Data section:
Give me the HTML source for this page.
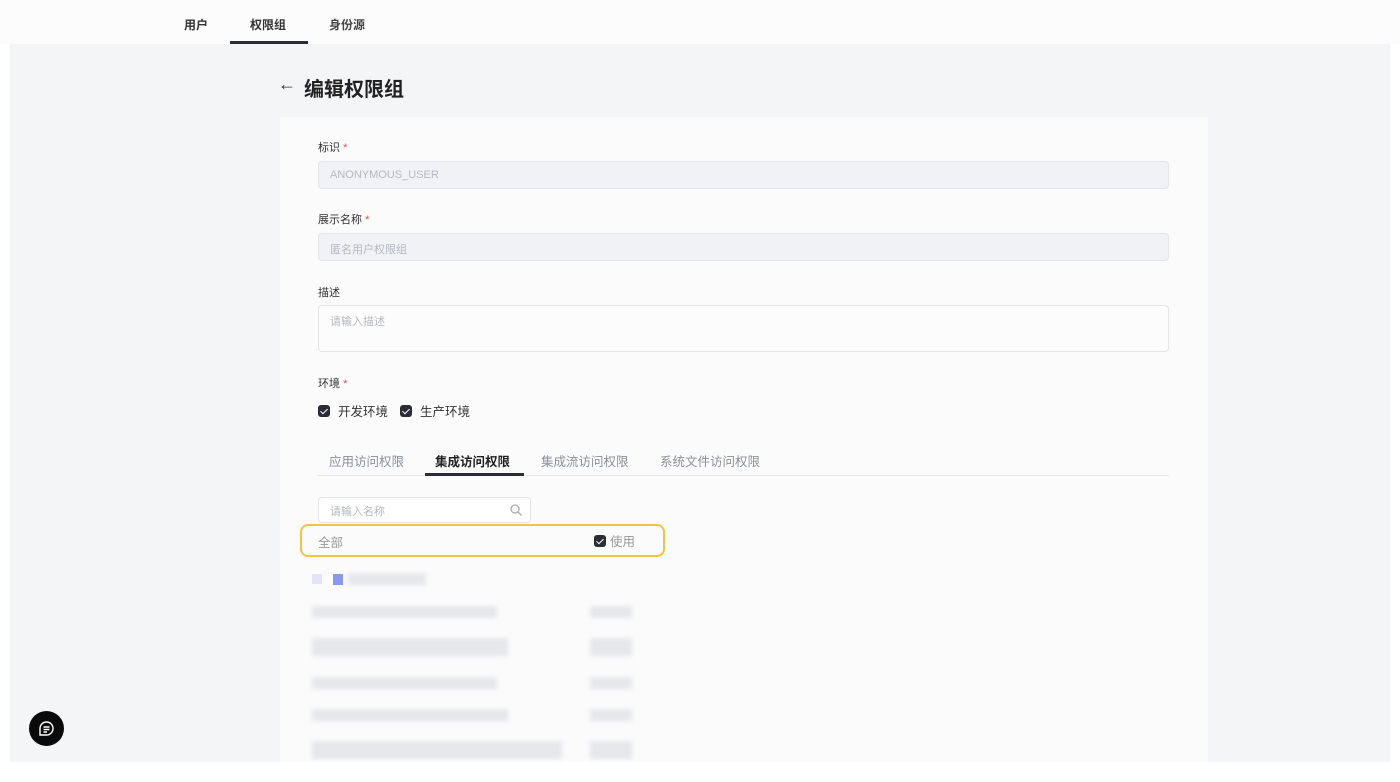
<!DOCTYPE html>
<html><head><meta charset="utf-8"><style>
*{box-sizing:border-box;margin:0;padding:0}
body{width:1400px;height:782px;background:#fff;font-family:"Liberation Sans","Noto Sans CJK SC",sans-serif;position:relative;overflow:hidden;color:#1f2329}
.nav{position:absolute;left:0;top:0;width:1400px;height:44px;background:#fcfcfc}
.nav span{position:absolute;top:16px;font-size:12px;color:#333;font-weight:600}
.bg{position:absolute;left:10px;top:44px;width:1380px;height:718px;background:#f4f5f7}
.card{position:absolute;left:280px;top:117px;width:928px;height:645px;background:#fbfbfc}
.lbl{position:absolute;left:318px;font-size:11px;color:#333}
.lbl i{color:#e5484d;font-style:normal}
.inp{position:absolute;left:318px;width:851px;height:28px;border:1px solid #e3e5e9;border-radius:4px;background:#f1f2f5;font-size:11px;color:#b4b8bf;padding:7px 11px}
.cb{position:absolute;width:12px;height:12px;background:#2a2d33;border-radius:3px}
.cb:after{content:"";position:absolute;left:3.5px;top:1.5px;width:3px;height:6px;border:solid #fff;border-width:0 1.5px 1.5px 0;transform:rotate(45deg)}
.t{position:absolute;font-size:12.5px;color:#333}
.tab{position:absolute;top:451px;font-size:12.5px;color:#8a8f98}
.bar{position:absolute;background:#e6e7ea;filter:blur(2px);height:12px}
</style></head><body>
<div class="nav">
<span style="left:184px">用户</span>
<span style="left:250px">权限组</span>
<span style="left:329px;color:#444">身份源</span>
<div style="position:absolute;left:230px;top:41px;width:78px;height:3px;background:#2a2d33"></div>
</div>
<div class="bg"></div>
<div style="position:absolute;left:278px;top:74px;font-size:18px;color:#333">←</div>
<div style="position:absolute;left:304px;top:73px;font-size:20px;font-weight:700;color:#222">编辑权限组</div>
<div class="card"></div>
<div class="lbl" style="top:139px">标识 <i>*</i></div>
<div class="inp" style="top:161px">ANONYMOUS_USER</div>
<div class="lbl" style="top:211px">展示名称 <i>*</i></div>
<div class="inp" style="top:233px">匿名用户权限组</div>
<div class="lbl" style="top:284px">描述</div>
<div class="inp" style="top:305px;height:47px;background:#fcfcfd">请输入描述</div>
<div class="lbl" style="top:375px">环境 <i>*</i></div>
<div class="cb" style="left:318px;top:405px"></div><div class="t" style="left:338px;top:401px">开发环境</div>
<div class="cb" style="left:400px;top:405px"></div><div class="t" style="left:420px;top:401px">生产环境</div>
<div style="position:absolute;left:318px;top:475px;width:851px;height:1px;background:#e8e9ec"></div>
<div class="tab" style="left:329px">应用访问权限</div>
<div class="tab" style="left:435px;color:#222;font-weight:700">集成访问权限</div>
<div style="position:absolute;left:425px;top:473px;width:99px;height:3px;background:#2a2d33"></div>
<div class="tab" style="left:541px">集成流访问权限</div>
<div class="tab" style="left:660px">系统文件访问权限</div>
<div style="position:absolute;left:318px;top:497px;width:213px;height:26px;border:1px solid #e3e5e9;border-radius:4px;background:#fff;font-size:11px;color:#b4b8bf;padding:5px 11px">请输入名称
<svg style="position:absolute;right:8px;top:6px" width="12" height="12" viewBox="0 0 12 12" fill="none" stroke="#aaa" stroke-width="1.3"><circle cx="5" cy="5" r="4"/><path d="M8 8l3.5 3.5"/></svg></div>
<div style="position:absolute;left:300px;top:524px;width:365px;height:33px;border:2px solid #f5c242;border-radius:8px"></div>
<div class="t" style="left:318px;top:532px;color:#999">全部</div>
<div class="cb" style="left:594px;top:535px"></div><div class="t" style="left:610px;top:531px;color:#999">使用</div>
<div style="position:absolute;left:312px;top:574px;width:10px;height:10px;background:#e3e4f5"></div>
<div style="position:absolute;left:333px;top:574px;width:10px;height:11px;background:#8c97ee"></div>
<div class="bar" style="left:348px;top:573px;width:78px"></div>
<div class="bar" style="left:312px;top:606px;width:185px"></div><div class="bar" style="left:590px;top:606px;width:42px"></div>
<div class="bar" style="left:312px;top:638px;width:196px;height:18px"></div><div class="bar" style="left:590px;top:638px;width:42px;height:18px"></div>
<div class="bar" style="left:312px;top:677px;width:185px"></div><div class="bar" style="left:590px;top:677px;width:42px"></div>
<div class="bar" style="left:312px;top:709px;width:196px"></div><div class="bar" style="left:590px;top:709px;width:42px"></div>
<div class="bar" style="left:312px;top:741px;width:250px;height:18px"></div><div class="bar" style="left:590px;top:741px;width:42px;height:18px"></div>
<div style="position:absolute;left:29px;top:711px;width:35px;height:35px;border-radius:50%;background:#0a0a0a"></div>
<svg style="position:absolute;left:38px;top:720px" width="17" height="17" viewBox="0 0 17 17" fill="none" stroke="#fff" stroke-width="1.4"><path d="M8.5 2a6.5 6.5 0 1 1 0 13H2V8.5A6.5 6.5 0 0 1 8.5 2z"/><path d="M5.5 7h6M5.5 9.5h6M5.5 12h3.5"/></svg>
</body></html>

Exercise: Give all the lines above again, character for character, without pictures.

Exercise solution:
Give me the HTML source for this page.
<!DOCTYPE html>
<html><head><meta charset="utf-8"><style>
*{box-sizing:border-box;margin:0;padding:0}
body{width:1400px;height:782px;background:#fff;font-family:"Liberation Sans","Noto Sans CJK SC",sans-serif;position:relative;overflow:hidden;color:#1f2329}
.nav{position:absolute;left:0;top:0;width:1400px;height:44px;background:#fcfcfc}
.nav span{position:absolute;top:16px;font-size:12px;color:#333;font-weight:600}
.bg{position:absolute;left:10px;top:44px;width:1380px;height:718px;background:#f4f5f7}
.card{position:absolute;left:280px;top:117px;width:928px;height:645px;background:#fbfbfc}
.lbl{position:absolute;left:318px;font-size:11px;color:#333}
.lbl i{color:#e5484d;font-style:normal}
.inp{position:absolute;left:318px;width:851px;height:28px;border:1px solid #e3e5e9;border-radius:4px;background:#f1f2f5;font-size:11px;color:#b4b8bf;padding:7px 11px}
.cb{position:absolute;width:12px;height:12px;background:#2a2d33;border-radius:3px}
.cb:after{content:"";position:absolute;left:3.5px;top:1.5px;width:3px;height:6px;border:solid #fff;border-width:0 1.5px 1.5px 0;transform:rotate(45deg)}
.t{position:absolute;font-size:12.5px;color:#333}
.tab{position:absolute;top:451px;font-size:12.5px;color:#8a8f98}
.bar{position:absolute;background:#e6e7ea;filter:blur(2px);height:12px}
</style></head><body>
<div class="nav">
<span style="left:184px">用户</span>
<span style="left:250px">权限组</span>
<span style="left:329px;color:#444">身份源</span>
<div style="position:absolute;left:230px;top:41px;width:78px;height:3px;background:#2a2d33"></div>
</div>
<div class="bg"></div>
<div style="position:absolute;left:278px;top:74px;font-size:18px;color:#333">←</div>
<div style="position:absolute;left:304px;top:73px;font-size:20px;font-weight:700;color:#222">编辑权限组</div>
<div class="card"></div>
<div class="lbl" style="top:139px">标识 <i>*</i></div>
<div class="inp" style="top:161px">ANONYMOUS_USER</div>
<div class="lbl" style="top:211px">展示名称 <i>*</i></div>
<div class="inp" style="top:233px">匿名用户权限组</div>
<div class="lbl" style="top:284px">描述</div>
<div class="inp" style="top:305px;height:47px;background:#fcfcfd">请输入描述</div>
<div class="lbl" style="top:375px">环境 <i>*</i></div>
<div class="cb" style="left:318px;top:405px"></div><div class="t" style="left:338px;top:401px">开发环境</div>
<div class="cb" style="left:400px;top:405px"></div><div class="t" style="left:420px;top:401px">生产环境</div>
<div style="position:absolute;left:318px;top:475px;width:851px;height:1px;background:#e8e9ec"></div>
<div class="tab" style="left:329px">应用访问权限</div>
<div class="tab" style="left:435px;color:#222;font-weight:700">集成访问权限</div>
<div style="position:absolute;left:425px;top:473px;width:99px;height:3px;background:#2a2d33"></div>
<div class="tab" style="left:541px">集成流访问权限</div>
<div class="tab" style="left:660px">系统文件访问权限</div>
<div style="position:absolute;left:318px;top:497px;width:213px;height:26px;border:1px solid #e3e5e9;border-radius:4px;background:#fff;font-size:11px;color:#b4b8bf;padding:5px 11px">请输入名称
<svg style="position:absolute;right:8px;top:6px" width="12" height="12" viewBox="0 0 12 12" fill="none" stroke="#aaa" stroke-width="1.3"><circle cx="5" cy="5" r="4"/><path d="M8 8l3.5 3.5"/></svg></div>
<div style="position:absolute;left:300px;top:524px;width:365px;height:33px;border:2px solid #f5c242;border-radius:8px"></div>
<div class="t" style="left:318px;top:532px;color:#999">全部</div>
<div class="cb" style="left:594px;top:535px"></div><div class="t" style="left:610px;top:531px;color:#999">使用</div>
<div style="position:absolute;left:312px;top:574px;width:10px;height:10px;background:#e3e4f5"></div>
<div style="position:absolute;left:333px;top:574px;width:10px;height:11px;background:#8c97ee"></div>
<div class="bar" style="left:348px;top:573px;width:78px"></div>
<div class="bar" style="left:312px;top:606px;width:185px"></div><div class="bar" style="left:590px;top:606px;width:42px"></div>
<div class="bar" style="left:312px;top:638px;width:196px;height:18px"></div><div class="bar" style="left:590px;top:638px;width:42px;height:18px"></div>
<div class="bar" style="left:312px;top:677px;width:185px"></div><div class="bar" style="left:590px;top:677px;width:42px"></div>
<div class="bar" style="left:312px;top:709px;width:196px"></div><div class="bar" style="left:590px;top:709px;width:42px"></div>
<div class="bar" style="left:312px;top:741px;width:250px;height:18px"></div><div class="bar" style="left:590px;top:741px;width:42px;height:18px"></div>
<div style="position:absolute;left:29px;top:711px;width:35px;height:35px;border-radius:50%;background:#0a0a0a"></div>
<svg style="position:absolute;left:38px;top:720px" width="17" height="17" viewBox="0 0 17 17" fill="none" stroke="#fff" stroke-width="1.4"><path d="M8.5 2a6.5 6.5 0 1 1 0 13H2V8.5A6.5 6.5 0 0 1 8.5 2z"/><path d="M5.5 7h6M5.5 9.5h6M5.5 12h3.5"/></svg>
</body></html>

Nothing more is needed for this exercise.